>> Begin

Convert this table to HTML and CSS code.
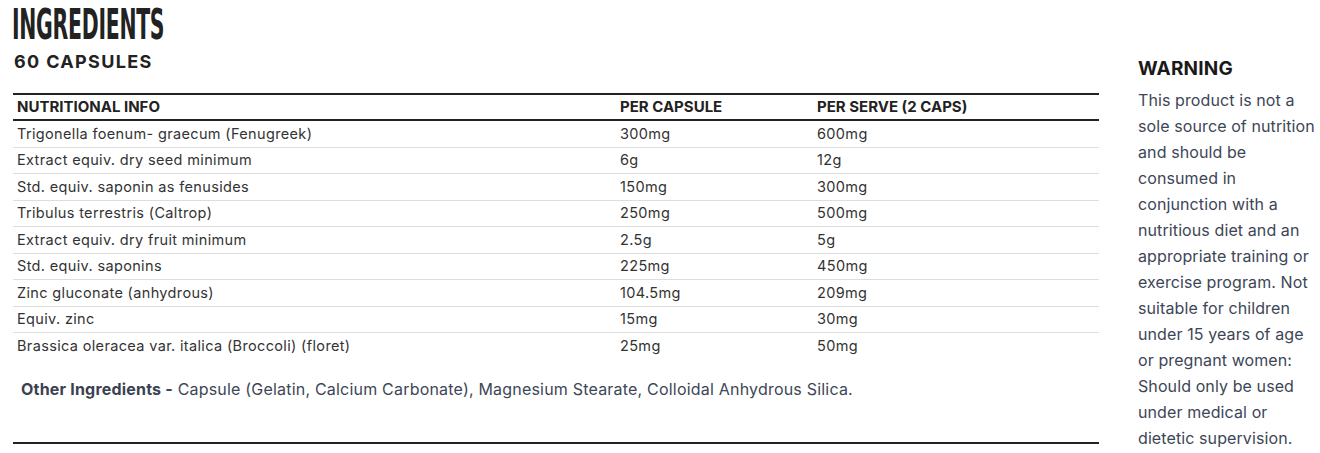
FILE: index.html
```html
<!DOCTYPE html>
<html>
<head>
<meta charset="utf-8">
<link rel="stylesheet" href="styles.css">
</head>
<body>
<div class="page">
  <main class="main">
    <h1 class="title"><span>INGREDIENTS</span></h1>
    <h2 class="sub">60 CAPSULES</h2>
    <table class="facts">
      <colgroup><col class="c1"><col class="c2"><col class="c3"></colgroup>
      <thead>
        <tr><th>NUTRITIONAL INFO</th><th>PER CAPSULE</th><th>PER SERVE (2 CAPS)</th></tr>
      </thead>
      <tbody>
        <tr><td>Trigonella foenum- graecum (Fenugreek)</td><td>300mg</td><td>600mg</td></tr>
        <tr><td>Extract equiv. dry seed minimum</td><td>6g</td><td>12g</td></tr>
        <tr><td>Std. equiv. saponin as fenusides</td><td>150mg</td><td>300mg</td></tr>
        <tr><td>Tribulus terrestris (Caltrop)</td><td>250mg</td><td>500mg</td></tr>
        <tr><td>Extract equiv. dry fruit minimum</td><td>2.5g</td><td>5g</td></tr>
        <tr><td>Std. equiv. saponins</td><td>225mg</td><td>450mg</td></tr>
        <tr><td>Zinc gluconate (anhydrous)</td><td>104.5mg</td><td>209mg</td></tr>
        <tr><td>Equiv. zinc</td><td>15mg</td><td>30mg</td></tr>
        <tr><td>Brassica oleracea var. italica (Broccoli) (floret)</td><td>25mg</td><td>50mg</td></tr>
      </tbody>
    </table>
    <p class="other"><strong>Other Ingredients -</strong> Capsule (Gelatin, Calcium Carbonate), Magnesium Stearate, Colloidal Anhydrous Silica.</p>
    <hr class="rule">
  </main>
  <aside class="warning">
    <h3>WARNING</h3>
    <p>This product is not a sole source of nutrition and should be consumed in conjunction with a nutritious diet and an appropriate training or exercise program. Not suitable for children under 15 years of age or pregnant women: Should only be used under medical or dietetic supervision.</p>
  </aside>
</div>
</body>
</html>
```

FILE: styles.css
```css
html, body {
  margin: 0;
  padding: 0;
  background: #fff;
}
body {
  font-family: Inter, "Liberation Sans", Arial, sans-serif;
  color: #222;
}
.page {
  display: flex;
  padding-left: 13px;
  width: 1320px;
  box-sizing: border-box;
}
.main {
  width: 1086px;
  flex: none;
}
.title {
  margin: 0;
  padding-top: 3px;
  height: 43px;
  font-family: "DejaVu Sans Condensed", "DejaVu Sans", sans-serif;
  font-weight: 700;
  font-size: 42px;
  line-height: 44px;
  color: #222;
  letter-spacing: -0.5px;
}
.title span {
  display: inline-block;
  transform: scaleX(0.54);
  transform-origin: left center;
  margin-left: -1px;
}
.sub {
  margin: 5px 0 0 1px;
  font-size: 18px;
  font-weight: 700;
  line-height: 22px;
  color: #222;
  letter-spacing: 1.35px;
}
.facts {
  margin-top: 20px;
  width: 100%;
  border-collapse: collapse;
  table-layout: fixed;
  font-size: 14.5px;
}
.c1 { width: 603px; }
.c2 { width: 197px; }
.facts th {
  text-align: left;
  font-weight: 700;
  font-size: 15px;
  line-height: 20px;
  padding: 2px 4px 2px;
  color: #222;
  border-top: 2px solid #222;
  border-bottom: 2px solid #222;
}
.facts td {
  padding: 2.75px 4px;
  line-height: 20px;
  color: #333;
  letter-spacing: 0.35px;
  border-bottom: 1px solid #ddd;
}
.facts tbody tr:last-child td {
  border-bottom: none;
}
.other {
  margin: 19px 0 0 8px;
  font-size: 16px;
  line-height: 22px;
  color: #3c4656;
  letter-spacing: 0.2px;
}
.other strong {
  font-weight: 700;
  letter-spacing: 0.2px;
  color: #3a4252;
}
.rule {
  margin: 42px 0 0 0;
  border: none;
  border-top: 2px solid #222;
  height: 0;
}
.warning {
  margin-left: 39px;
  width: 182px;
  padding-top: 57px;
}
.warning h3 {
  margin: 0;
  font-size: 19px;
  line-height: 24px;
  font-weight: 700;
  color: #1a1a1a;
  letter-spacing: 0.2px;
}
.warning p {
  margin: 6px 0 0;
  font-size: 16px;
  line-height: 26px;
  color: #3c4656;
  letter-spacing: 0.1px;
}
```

>> End
>> Begin

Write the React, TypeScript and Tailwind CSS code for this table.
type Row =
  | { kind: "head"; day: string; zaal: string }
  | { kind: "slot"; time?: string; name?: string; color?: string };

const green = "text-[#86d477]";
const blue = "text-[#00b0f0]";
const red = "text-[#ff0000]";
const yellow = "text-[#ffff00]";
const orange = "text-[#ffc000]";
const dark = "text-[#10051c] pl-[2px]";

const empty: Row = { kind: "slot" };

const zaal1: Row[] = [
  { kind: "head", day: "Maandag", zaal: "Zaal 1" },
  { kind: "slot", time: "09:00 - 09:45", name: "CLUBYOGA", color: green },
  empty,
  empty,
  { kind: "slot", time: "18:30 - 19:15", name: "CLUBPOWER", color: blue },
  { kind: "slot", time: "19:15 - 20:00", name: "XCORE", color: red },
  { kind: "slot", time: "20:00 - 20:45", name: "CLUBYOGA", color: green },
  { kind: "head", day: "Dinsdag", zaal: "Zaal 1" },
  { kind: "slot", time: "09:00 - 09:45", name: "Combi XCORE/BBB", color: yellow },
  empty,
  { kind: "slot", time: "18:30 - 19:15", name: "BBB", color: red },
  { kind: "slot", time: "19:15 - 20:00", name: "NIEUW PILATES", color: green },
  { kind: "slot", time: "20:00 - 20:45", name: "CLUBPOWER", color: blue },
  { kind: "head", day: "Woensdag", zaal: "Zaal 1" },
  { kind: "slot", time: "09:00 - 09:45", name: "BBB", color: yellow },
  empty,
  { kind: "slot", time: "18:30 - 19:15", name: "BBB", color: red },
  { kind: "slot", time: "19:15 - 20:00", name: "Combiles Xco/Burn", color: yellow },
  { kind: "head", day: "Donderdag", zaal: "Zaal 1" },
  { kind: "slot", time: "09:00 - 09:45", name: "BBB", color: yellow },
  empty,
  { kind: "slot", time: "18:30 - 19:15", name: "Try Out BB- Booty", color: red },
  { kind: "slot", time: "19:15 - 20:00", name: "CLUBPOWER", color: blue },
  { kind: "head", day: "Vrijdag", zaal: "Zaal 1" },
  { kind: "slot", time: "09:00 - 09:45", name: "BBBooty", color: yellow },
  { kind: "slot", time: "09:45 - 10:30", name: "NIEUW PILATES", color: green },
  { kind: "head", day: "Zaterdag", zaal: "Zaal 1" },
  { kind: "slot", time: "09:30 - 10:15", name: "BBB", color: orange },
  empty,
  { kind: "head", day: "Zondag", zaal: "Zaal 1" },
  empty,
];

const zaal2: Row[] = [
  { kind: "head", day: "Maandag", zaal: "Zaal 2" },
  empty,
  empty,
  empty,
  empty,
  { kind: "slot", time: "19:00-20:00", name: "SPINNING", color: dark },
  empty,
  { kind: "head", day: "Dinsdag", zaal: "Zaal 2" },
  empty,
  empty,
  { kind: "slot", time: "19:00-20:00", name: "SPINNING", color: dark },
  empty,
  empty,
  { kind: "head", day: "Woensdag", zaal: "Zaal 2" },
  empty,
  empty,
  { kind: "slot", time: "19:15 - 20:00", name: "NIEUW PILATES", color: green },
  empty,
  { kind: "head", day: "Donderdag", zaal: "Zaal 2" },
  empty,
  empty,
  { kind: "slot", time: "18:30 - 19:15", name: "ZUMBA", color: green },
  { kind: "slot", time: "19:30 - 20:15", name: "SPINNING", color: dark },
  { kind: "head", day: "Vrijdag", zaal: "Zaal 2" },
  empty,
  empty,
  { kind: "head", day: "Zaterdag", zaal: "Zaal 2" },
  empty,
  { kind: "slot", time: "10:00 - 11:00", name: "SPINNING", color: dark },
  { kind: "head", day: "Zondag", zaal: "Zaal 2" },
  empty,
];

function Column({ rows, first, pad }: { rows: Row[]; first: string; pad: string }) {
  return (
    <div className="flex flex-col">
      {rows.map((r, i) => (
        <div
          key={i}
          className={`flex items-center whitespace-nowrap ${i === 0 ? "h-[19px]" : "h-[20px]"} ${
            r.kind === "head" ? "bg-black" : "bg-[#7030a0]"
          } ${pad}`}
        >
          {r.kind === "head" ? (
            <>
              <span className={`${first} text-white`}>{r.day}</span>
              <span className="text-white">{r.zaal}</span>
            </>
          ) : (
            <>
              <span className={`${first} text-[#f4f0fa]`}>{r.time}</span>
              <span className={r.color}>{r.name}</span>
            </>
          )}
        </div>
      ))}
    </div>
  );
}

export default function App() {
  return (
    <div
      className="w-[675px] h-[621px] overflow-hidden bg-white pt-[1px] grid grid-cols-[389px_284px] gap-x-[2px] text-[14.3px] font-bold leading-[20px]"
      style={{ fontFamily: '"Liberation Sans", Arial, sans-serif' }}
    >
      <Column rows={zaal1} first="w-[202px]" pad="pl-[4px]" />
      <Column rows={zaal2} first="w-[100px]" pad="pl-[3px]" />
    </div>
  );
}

>> End

### WHAT YOU SHOULD DO
Write out each line of the data that holds the string "code".

### SOLUTION TO THIS TASK
Convert this table to HTML and CSS code.
Write the React, TypeScript and Tailwind CSS code for this table.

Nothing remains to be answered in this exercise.